[BEGIN Material supplied]
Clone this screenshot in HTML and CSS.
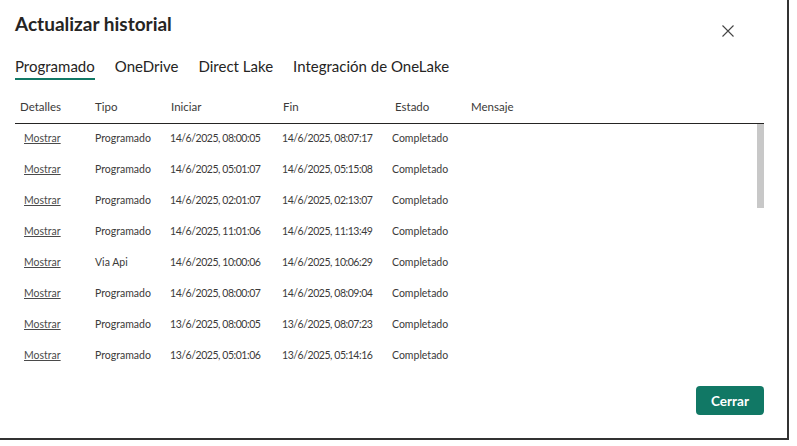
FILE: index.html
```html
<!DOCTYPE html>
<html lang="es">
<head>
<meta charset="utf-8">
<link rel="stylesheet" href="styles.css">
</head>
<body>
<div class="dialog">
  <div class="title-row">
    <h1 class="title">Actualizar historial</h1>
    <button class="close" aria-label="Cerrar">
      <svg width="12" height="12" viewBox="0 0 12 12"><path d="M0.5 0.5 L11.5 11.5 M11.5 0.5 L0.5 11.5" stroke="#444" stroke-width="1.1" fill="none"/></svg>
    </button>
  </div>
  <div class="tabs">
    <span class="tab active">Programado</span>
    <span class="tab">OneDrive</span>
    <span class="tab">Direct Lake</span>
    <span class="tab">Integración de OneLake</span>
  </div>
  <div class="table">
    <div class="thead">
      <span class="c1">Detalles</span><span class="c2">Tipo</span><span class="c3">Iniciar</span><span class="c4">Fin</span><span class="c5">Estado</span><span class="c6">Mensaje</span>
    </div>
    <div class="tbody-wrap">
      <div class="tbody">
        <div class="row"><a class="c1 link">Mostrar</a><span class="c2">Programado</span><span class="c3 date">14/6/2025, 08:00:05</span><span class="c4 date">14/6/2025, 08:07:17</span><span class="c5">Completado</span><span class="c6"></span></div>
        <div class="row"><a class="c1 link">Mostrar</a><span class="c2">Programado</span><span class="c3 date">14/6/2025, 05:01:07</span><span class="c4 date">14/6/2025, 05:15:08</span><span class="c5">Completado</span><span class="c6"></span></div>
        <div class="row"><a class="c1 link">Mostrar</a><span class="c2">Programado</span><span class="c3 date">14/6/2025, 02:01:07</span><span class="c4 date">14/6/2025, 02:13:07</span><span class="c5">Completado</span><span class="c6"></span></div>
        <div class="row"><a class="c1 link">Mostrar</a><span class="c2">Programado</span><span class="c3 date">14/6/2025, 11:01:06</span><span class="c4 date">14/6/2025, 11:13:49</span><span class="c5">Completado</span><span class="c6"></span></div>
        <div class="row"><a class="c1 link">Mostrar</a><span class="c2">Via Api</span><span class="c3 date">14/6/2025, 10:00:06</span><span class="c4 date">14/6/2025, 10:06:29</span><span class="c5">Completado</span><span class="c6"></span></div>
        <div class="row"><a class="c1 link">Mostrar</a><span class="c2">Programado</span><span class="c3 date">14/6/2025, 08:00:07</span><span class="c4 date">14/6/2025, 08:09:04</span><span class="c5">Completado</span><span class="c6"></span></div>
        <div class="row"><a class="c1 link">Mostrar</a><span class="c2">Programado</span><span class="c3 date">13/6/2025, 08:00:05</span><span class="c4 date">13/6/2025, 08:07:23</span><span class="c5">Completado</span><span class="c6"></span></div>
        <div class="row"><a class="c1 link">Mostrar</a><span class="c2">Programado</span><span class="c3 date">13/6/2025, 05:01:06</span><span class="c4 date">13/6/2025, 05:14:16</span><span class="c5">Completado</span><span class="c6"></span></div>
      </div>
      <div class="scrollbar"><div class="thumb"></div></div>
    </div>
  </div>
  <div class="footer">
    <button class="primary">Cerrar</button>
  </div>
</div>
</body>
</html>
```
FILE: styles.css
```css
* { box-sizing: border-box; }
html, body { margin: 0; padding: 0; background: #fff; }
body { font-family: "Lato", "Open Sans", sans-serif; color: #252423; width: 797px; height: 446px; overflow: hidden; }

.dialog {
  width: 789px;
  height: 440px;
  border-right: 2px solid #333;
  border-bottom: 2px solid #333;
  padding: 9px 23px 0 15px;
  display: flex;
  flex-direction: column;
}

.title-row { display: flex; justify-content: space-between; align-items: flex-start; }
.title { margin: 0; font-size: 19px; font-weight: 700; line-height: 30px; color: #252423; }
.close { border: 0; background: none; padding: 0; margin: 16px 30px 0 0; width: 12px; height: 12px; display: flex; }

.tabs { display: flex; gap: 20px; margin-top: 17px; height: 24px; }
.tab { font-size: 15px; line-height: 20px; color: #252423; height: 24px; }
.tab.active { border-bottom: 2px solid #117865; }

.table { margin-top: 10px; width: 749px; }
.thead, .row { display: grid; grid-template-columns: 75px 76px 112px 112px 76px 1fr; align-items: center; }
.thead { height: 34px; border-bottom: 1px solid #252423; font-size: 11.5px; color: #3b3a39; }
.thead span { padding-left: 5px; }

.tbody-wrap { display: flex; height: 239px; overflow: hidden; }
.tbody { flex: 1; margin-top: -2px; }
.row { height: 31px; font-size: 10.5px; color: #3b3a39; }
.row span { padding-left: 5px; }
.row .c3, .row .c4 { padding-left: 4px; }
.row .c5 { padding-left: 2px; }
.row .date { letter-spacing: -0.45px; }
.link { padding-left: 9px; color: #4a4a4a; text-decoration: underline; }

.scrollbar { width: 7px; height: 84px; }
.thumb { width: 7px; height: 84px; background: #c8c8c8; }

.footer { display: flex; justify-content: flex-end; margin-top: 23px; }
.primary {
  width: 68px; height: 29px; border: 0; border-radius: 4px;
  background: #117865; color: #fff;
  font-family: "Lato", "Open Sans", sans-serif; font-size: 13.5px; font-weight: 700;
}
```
[END Material supplied]
[BEGIN Material supplied]
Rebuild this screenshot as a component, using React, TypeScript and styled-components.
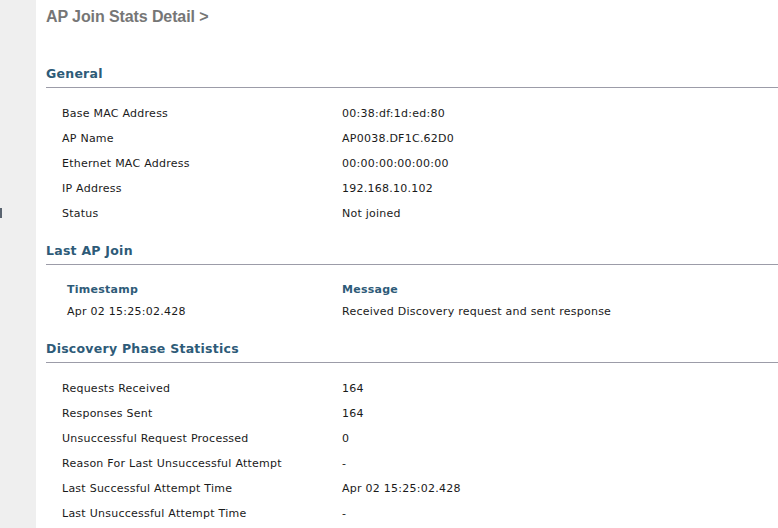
[END Material supplied]
=== Given instruction ===
Find every line of the data that holds the string "this", then say how many there are and nothing else.

=== Response to the task ===
2